3. Brand as a total experience

The success of experience-based brands at building deeper customer

relationships at the expense of solely product-based brands argues strongly

for every brand to think about its total 'chain of experience' - from visual

identity to advertising, product, packaging, PR, in-store environment - and

increasingly round-the-clock presence and availability online. Is your brand being brought to life as effectively as it might through the experience chain - whether real or virtual? How well are you controlling that experience - whether directly or indirectly? Are there any further areas of customer touch points that you could exploit? Or indeed, is your brand using all the senses to create the most powerful impacts? And are you measuring the effectiveness of all touch points?



4. More compelling and imaginative expressions of brand identity

Senior executives may not feel entirely comfortable in this area, but the ability

to break through brand proliferation and communications clutter depends on

imaginative and innovative creative expression. In the developed world,

audiences are knowledgeable and savvy about marketing, and will increasingly

'edit out' communications that they find boring or irritating. Product placements in editorial and appropriate sponsorship of events, programmes and computer games will become more important. Every opportunity to communicate counts, and every channel, from marque to distinctive corporate communications, from the office environment to the person answering the phone... What is your brand's central driving creative idea behind all these?

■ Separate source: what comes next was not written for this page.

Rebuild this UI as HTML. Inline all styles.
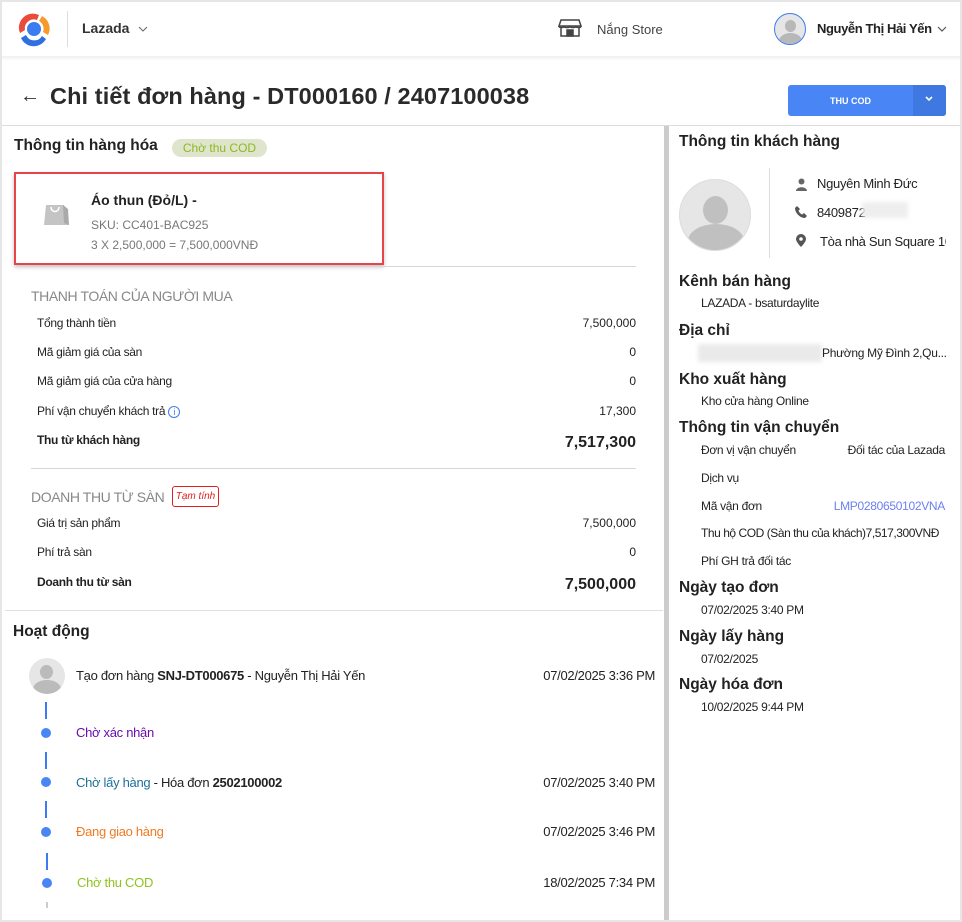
<!DOCTYPE html>
<html><head><meta charset="utf-8"><style>
*{margin:0;padding:0;box-sizing:border-box}
body{width:962px;height:922px;overflow:hidden;background:#fff;font-family:"Liberation Sans",sans-serif;color:#222;position:relative}
.a{position:absolute;white-space:nowrap}
.frame{position:absolute;left:0;top:0;width:962px;height:922px;border:2px solid #e6e6e6;pointer-events:none}
.s12{font-size:12px}
.h16{font-size:16px;font-weight:bold;color:#222}
.r{text-align:right}
.rc .s12{letter-spacing:-0.3px}
.tl{letter-spacing:-0.3px}
</style></head><body>
<!-- header -->
<div class="a" style="left:0;top:0;width:962px;height:56px;background:#fff;box-shadow:0 2px 4px rgba(0,0,0,.08)"></div>
<svg class="a" style="left:15px;top:11px" width="38" height="36" viewBox="0 0 38 36">
<circle cx="19" cy="18" r="7" fill="#3b7cf0"/>
<path d="M5 22 A14 14 0 0 1 24 4 L22 9 A9 9 0 0 0 10 19 Z" fill="#e94b3c"/>
<path d="M27 5 A14 14 0 0 1 33 24 L28 21 A9 9 0 0 0 24 10 Z" fill="#f59b2b"/>
<path d="M31 28 A14 14 0 0 1 6 27 L11 24 A9 9 0 0 0 27 25 Z" fill="#2f6fe0"/>
</svg>
<div class="a" style="left:67px;top:11px;width:1px;height:36px;background:#ddd"></div>
<div class="a" style="left:82px;top:20px;font-size:14px;font-weight:bold;color:#333">Lazada</div>
<svg class="a" style="left:138px;top:26px" width="10" height="6"><path d="M1 1l4 4 4-4" stroke="#666" stroke-width="1" fill="none"/></svg>
<svg class="a" style="left:558px;top:19px" width="24" height="18" viewBox="0 0 24 18" fill="none" stroke="#444" stroke-width="1.5"><path d="M3 1h18l2 6H1z"/><path d="M1 7c0 2 5 2 5 0 0 2 6 2 6 0 0 2 6 2 6 0 0 2 5 2 5 0M3 9v8h18V9"/><rect x="9" y="11" width="6" height="6" fill="#444"/></svg>
<div class="a" style="left:597px;top:22px;font-size:13px;color:#444">Nắng Store</div>
<div class="a" style="left:774px;top:13px;width:32px;height:32px;border-radius:50%;border:1px solid #3b7cf0;background:#e6e6e6;overflow:hidden"><div style="position:absolute;left:10px;top:6px;width:11px;height:12px;border-radius:50%;background:#b8b8b8"></div><div style="position:absolute;left:4px;top:19px;width:23px;height:16px;border-radius:50% 50% 0 0;background:#b8b8b8"></div></div>
<div class="a" style="left:817px;top:21px;font-size:13px;font-weight:bold;color:#222;letter-spacing:-0.4px">Nguyễn Thị Hải Yến</div>
<svg class="a" style="left:937px;top:26px" width="10" height="6"><path d="M1 1l4 4 4-4" stroke="#555" stroke-width="1.2" fill="none"/></svg>
<!-- title -->
<div class="a" style="left:20px;top:85px;font-size:20px;color:#333">←</div>
<div class="a" style="left:50px;top:83px;font-size:23.5px;font-weight:bold;color:#2a2a2a;letter-spacing:0.1px">Chi tiết đơn hàng - DT000160 / 2407100038</div>
<div class="a" style="left:788px;top:85px;width:158px;height:31px;background:#4a85f5;border-radius:3px"></div>
<div class="a" style="left:913px;top:85px;width:33px;height:31px;background:#3f78e0;border-radius:0 3px 3px 0"></div>
<div class="a" style="left:830px;top:96px;font-size:9px;font-weight:bold;color:#fff">THU COD</div>
<svg class="a" style="left:924px;top:95px" width="10" height="8"><path d="M2 2l3 3 3-3" stroke="#fff" stroke-width="1.6" fill="none"/></svg>
<div class="a" style="left:2px;top:125px;width:958px;height:1px;background:#ddd"></div>
<div class="a" style="left:664px;top:126px;width:5px;height:794px;background:#ccc"></div>
<!-- left -->
<div class="a h16" style="left:14px;top:137px;font-size:15.5px">Thông tin hàng hóa</div>
<div class="a" style="left:172px;top:139px;width:95px;height:18px;border-radius:9px;background:#dfe5cc;color:#8fb821;font-size:12px;text-align:center;line-height:18px">Chờ thu COD</div>
<div class="a" style="left:14px;top:172px;width:370px;height:93px;border:2px solid #e8434a;box-shadow:0 2px 4px rgba(0,0,0,.25);background:#fff"></div>
<svg class="a" style="left:43px;top:199px" width="28" height="30" viewBox="0 0 28 30"><path d="M3 6h18l5 20H1z" fill="#c4c4c4"/><path d="M8 8c0 6 8 6 8 0" stroke="#fff" stroke-width="1.5" fill="none"/><path d="M20 6l5 4 1 16-5-2z" fill="#aaa"/></svg>
<div class="a" style="left:91px;top:192px;font-size:14px;font-weight:bold;color:#222">Áo thun (Đỏ/L) -</div>
<div class="a" style="left:91px;top:218px;font-size:12px;color:#777">SKU: CC401-BAC925</div>
<div class="a" style="left:91px;top:238px;font-size:12px;color:#777">3 X 2,500,000 = 7,500,000VNĐ</div>
<div class="a" style="left:31px;top:266px;width:605px;height:1px;background:#d6d6d6"></div>
<div class="a" style="left:31px;top:288px;font-size:14px;color:#888;letter-spacing:-0.4px">THANH TOÁN CỦA NGƯỜI MUA</div>
<div class="a s12 tl" style="left:37px;top:316px">Tổng thành tiền</div><div class="a s12 r" style="right:326px;top:316px">7,500,000</div>
<div class="a s12 tl" style="left:37px;top:345px">Mã giảm giá của sàn</div><div class="a s12 r" style="right:326px;top:345px">0</div>
<div class="a s12 tl" style="left:37px;top:374px">Mã giảm giá của cửa hàng</div><div class="a s12 r" style="right:326px;top:374px">0</div>
<div class="a s12 tl" style="left:37px;top:404px">Phí vận chuyển khách trả <span style="display:inline-block;width:12px;height:12px;border:1px solid #3b7cf0;border-radius:50%;color:#3b7cf0;font-size:9px;text-align:center;line-height:10px;vertical-align:middle">i</span></div><div class="a s12 r" style="right:326px;top:404px">17,300</div>
<div class="a s12 tl" style="left:37px;top:433px;font-weight:bold">Thu từ khách hàng</div><div class="a r" style="right:326px;top:434px;font-size:16px;font-weight:bold">7,517,300</div>
<div class="a" style="left:31px;top:468px;width:605px;height:1px;background:#d6d6d6"></div>
<div class="a" style="left:31px;top:489px;font-size:14px;color:#888;letter-spacing:-0.4px">DOANH THU TỪ SÀN</div>
<div class="a" style="left:172px;top:486px;width:47px;height:21px;border:1px solid #e02020;border-radius:3px;color:#e02020;font-size:10px;font-style:italic;text-align:center;line-height:19px">Tạm tính</div>
<div class="a s12 tl" style="left:37px;top:516px">Giá trị sản phẩm</div><div class="a s12 r" style="right:326px;top:516px">7,500,000</div>
<div class="a s12 tl" style="left:37px;top:545px">Phí trả sàn</div><div class="a s12 r" style="right:326px;top:545px">0</div>
<div class="a s12 tl" style="left:37px;top:575px;font-weight:bold">Doanh thu từ sàn</div><div class="a r" style="right:326px;top:576px;font-size:16px;font-weight:bold">7,500,000</div>
<div class="a" style="left:5px;top:610px;width:658px;height:1px;background:#e0e0e0"></div>
<div class="a h16" style="left:13px;top:623px;font-size:15.5px">Hoạt động</div>
<div class="a" style="left:29px;top:658px;width:36px;height:36px;border-radius:50%;background:#e6e6e6;overflow:hidden"><div style="position:absolute;left:11px;top:7px;width:13px;height:14px;border-radius:50%;background:#bbb"></div><div style="position:absolute;left:4px;top:22px;width:28px;height:18px;border-radius:50% 50% 0 0;background:#bbb"></div></div>
<div class="a tl" style="left:76px;top:668px;font-size:13px">Tạo đơn hàng <b>SNJ-DT000675</b> - Nguyễn Thị Hải Yến</div>
<div class="a r tl" style="right:307px;top:668px;font-size:13px">07/02/2025 3:36 PM</div>
<div class="a" style="left:45px;top:702px;width:2px;height:17px;background:#3b7cf0"></div>
<div class="a" style="left:41px;top:728px;width:10px;height:10px;border-radius:50%;background:#4a85f5"></div>
<div class="a tl" style="left:76px;top:725px;font-size:13px;color:#6a0dad">Chờ xác nhận</div>
<div class="a" style="left:45px;top:752px;width:2px;height:17px;background:#3b7cf0"></div>
<div class="a" style="left:41px;top:777px;width:10px;height:10px;border-radius:50%;background:#4a85f5"></div>
<div class="a tl" style="left:76px;top:775px;font-size:13px"><span style="color:#1f6f9a">Chờ lấy hàng</span> - Hóa đơn <b>2502100002</b></div>
<div class="a r tl" style="right:307px;top:775px;font-size:13px">07/02/2025 3:40 PM</div>
<div class="a" style="left:45px;top:801px;width:2px;height:17px;background:#3b7cf0"></div>
<div class="a" style="left:41px;top:827px;width:10px;height:10px;border-radius:50%;background:#4a85f5"></div>
<div class="a tl" style="left:76px;top:824px;font-size:13px;color:#f07a22">Đang giao hàng</div>
<div class="a r tl" style="right:307px;top:824px;font-size:13px">07/02/2025 3:46 PM</div>
<div class="a" style="left:46px;top:853px;width:2px;height:17px;background:#3b7cf0"></div>
<div class="a" style="left:42px;top:878px;width:10px;height:10px;border-radius:50%;background:#4a85f5"></div>
<div class="a tl" style="left:77px;top:875px;font-size:13px;color:#8fc31f">Chờ thu COD</div>
<div class="a r tl" style="right:307px;top:875px;font-size:13px">18/02/2025 7:34 PM</div>
<div class="a" style="left:46px;top:902px;width:2px;height:6px;background:#ccc"></div>
<!-- right -->
<div class="rc">
<div class="a h16" style="left:679px;top:133px;font-size:15.5px">Thông tin khách hàng</div>
<div class="a" style="left:679px;top:179px;width:72px;height:72px;border-radius:50%;background:#e6e6e6;border:1px solid #ddd;overflow:hidden"><div style="position:absolute;left:23px;top:16px;width:25px;height:28px;border-radius:50%;background:#c0c0c0"></div><div style="position:absolute;left:8px;top:44px;width:56px;height:34px;border-radius:50% 50% 0 0;background:#c0c0c0"></div></div>
<div class="a" style="left:769px;top:168px;width:1px;height:90px;background:#ddd"></div>
<svg class="a" style="left:796px;top:178px" width="11" height="13"><circle cx="5.5" cy="3.5" r="3" fill="#666"/><path d="M0 13c0-5 11-5 11 0z" fill="#666"/></svg>
<div class="a s12" style="left:817px;top:176px;font-size:13px">Nguyên Minh Đức</div>
<svg class="a" style="left:795px;top:206px" width="12" height="12" viewBox="0 0 12 12"><path d="M2 0l3 3-1.5 1.8c1 2 2 3 3.7 3.7L9 7l3 3-2 2C5 12 0 7 0 2z" fill="#555"/></svg>
<div class="a s12" style="left:817px;top:205px;font-size:13px">8409872</div>
<div class="a" style="left:862px;top:202px;width:46px;height:16px;background:#eee;filter:blur(2px)"></div>
<svg class="a" style="left:796px;top:234px" width="10" height="13" viewBox="0 0 10 13"><path d="M5 0a5 5 0 0 1 5 5c0 3-5 8-5 8S0 8 0 5a5 5 0 0 1 5-5z" fill="#555"/><circle cx="5" cy="5" r="1.8" fill="#fff"/></svg>
<div class="a s12" style="left:820px;top:234px;font-size:13px;width:126px;overflow:hidden">Tòa nhà Sun Square 10</div>
<div class="a h16" style="left:679px;top:273px;font-size:15.5px">Kênh bán hàng</div>
<div class="a s12" style="left:701px;top:296px">LAZADA - bsaturdaylite</div>
<div class="a h16" style="left:679px;top:322px;font-size:15.5px">Địa chỉ</div>
<div class="a" style="left:698px;top:344px;width:124px;height:18px;background:#eaeaea;filter:blur(2px)"></div>
<div class="a s12" style="left:822px;top:346px">Phường Mỹ Đình 2,Qu...</div>
<div class="a h16" style="left:679px;top:371px;font-size:15.5px">Kho xuất hàng</div>
<div class="a s12" style="left:701px;top:394px">Kho cửa hàng Online</div>
<div class="a h16" style="left:679px;top:419px;font-size:15.5px">Thông tin vận chuyển</div>
<div class="a s12" style="left:701px;top:443px">Đơn vị vận chuyển</div><div class="a s12 r" style="right:17px;top:443px">Đối tác của Lazada</div>
<div class="a s12" style="left:701px;top:471px">Dịch vụ</div>
<div class="a s12" style="left:701px;top:499px">Mã vận đơn</div><div class="a s12 r" style="right:17px;top:499px;color:#6c7ff0">LMP0280650102VNA</div>
<div class="a s12" style="left:701px;top:526px;letter-spacing:-0.45px">Thu hộ COD (Sàn thu của khách)7,517,300VNĐ</div>
<div class="a s12" style="left:701px;top:554px">Phí GH trả đối tác</div>
<div class="a h16" style="left:679px;top:579px;font-size:15.5px">Ngày tạo đơn</div>
<div class="a s12" style="left:701px;top:603px">07/02/2025 3:40 PM</div>
<div class="a h16" style="left:679px;top:628px;font-size:15.5px">Ngày lấy hàng</div>
<div class="a s12" style="left:701px;top:652px">07/02/2025</div>
<div class="a h16" style="left:679px;top:676px;font-size:15.5px">Ngày hóa đơn</div>
<div class="a s12" style="left:701px;top:700px">10/02/2025 9:44 PM</div>
</div>
<div class="frame"></div>
</body></html>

5. The brand as platform for innovation

In the constant battle to stay ahead of current and future competitors, it is

becoming increasingly difficult to get sustainable competitive advantage

through product development alone. Using a distinctive brand platform as

a starting point for innovation in all areas of operation and experience can

release more distinctive results - as well as being more effective and cost

efficient. Use the brand platform as a springboard to look at growth categories for the future and in the context of consumer trends - and examine what your brand

could distinctively bring... it is important to look at wider areas like

distribution and service development to deepen and extend a unique brand

experience. Apple is pushing the envelope all the time.



6. Brands need profound protection

It is estimated that 9% of the world trade is counterfeited. Brand owners must

use the full weight of the law, quickly and publicly, to prevent value loss and

degradation. Legally 'ring-fencing' your brand should be a never ending process.



7. Understanding the value of your brand

Samsung is a great example of a company that transformed their fortunes by

using their brand as new focus right across their business. A critical part of

this was to use brand value as a core measure of people's performance, which

both built momentum and created sustainable premium growth. Brand value

is also crucial management information for mergers, acquisitions and

divestments, which will continue in the future as markets shake out and

consolidate. Do your people across the business fully understand the value of your brand as the most important and sustainable corporate asset? Does everyone understand how they could add more value - and are your reward and

appraisal systems geared towards this? Could the value and value drivers of

the brand be used for better management information for future profitable

growth?



8. Effective and efficient brand monitoring and measurement

It can be tempting for organisations to 'do a brand programme', and not put

in proper monitoring and measurement - and indeed support - systems to

maintain them properly. The most successful organisations integrate these systems into their day to day operations and plans. They continually review and update them. Is your brand a key part of the 'scorecard' by which your people are

measured? Are you consistently reviewing all aspects of brand performance

to look for areas to improve?



9. CSR as core social responsibility

In an all-seeing digital world, and in a sharper business environment where

employees at all levels can be ambassadors or saboteurs for the company's

reputation, there really will be no hiding places any more. Organisations will

have no choice but to be transparent in their dealings and fulfil their promises,

or to have transparency forced on them. Corporate social responsibility (CSR) seems to be an overused buzz term in

too many organisations today, and a whole new industry has grown up around

it. Although good intentions may be there, all too often organisations look at

CSR as an insurance policy, or a more sophisticated form of cause-related

marketing, rather than as core to their operations. Are you reflecting and integrating people's quality of life needs and concerns into your brand vision and mission? Do you have enough safeguards to measure sustainable development impacts, and involve your people in the issue? And, are you thinking ahead to how to lead in the critical areas of ethical consumption?



10. Always act like a leader brand

From more than 3000 studies of brands around the world, leadership is the

characteristic most closely correlated with the strongest long term value.

What can be termed a 'leader brand' today is not a brand leader in the old

fashioned sense, reflecting scale and muscle alone. Rather, it reflects a newer,

restless and agenda-setting leadership across all areas of philosophy and

operations, inside and out. Leader brands also need to take it upon themselves

to explain the wider benefits of branding, and increasingly show sensitivity to

local cultures, so that they continue to have licence to operate (and hopefully

be welcomed) in even the most difficult parts of the world. Brands can be

uniting influences, and powerful social and economic developers. Whether brand leader in size and scale or not, are you setting the agenda in product, service, creative and value terms? And increasingly, in terms of leadership thinking? Are you contributing to the success of your country?